## WORK TO DO
Take each line containing "components" and report it exactly as written.

※

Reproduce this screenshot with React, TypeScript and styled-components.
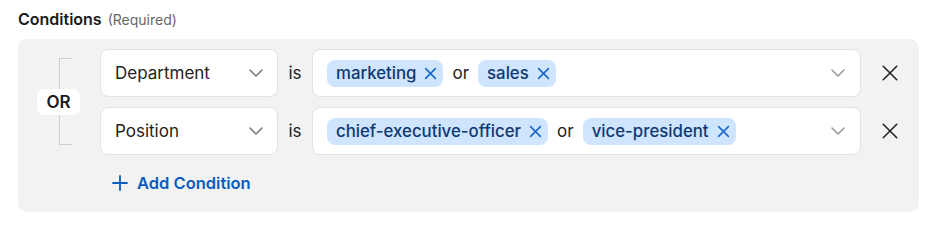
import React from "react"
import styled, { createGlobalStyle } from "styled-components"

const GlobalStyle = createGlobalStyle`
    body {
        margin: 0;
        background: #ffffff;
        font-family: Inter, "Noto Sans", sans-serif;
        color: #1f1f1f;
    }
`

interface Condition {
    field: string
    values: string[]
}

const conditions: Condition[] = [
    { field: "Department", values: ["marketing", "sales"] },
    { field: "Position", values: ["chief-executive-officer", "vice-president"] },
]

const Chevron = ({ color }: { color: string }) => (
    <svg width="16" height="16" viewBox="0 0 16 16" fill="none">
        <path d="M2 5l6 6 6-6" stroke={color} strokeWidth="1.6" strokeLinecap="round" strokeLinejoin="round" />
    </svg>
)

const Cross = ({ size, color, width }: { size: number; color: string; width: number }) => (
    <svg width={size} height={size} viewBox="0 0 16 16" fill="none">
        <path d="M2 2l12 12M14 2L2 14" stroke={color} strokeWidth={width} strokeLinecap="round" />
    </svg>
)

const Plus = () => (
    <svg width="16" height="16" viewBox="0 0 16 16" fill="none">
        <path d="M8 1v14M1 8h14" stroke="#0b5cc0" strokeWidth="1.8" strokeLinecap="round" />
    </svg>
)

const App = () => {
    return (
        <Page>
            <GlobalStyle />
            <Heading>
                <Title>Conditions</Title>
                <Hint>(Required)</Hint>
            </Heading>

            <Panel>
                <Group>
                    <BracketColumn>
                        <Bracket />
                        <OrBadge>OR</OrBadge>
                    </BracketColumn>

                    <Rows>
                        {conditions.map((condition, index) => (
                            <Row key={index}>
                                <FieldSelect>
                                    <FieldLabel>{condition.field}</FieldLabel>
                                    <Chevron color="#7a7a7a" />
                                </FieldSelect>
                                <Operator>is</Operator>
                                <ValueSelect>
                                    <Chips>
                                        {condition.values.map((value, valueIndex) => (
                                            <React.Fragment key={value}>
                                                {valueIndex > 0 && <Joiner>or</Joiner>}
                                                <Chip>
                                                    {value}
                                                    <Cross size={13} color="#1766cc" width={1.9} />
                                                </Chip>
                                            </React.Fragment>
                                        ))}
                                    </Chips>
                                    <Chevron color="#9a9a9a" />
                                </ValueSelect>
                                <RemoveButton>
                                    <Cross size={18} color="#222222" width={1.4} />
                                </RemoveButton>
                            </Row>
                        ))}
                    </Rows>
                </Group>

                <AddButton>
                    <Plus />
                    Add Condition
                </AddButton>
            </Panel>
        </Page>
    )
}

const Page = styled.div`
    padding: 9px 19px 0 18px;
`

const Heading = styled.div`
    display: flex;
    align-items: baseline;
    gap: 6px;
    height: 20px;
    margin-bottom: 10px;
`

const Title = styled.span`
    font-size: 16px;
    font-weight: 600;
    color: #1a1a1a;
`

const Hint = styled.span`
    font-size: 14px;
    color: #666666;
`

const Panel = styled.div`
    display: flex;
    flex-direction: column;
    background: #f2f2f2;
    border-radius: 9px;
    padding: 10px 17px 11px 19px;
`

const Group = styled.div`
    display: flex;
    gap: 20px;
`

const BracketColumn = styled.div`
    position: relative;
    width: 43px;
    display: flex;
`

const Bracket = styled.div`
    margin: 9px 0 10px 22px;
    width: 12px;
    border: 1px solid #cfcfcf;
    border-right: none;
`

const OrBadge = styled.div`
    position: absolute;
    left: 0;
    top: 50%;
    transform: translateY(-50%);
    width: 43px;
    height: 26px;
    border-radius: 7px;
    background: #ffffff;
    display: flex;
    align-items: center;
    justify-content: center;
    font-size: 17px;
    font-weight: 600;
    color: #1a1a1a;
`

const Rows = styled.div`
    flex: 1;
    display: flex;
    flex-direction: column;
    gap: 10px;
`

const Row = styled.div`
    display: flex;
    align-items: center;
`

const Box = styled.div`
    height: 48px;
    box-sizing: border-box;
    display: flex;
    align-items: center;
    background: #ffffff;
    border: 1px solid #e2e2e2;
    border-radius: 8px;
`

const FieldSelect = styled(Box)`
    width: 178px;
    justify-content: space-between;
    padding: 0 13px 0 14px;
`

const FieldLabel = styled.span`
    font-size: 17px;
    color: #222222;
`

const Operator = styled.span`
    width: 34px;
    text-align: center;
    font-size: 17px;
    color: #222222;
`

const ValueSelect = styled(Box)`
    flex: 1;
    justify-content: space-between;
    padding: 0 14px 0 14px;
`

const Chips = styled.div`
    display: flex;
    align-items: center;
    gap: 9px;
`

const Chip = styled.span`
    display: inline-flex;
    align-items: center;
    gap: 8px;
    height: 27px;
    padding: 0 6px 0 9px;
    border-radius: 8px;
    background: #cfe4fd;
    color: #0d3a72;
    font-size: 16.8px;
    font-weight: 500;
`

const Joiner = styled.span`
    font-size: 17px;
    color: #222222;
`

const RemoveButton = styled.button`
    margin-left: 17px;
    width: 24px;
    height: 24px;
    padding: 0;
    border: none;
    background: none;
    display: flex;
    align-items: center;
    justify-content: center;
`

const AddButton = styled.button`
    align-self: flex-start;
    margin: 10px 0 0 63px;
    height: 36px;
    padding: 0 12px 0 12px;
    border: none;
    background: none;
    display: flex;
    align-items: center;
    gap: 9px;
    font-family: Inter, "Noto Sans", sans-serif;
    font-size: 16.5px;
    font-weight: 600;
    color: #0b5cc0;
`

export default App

※

## EXERCISE RESULT
Reproduce this screenshot with React, TypeScript and styled-components.
import styled, { createGlobalStyle } from "styled-components"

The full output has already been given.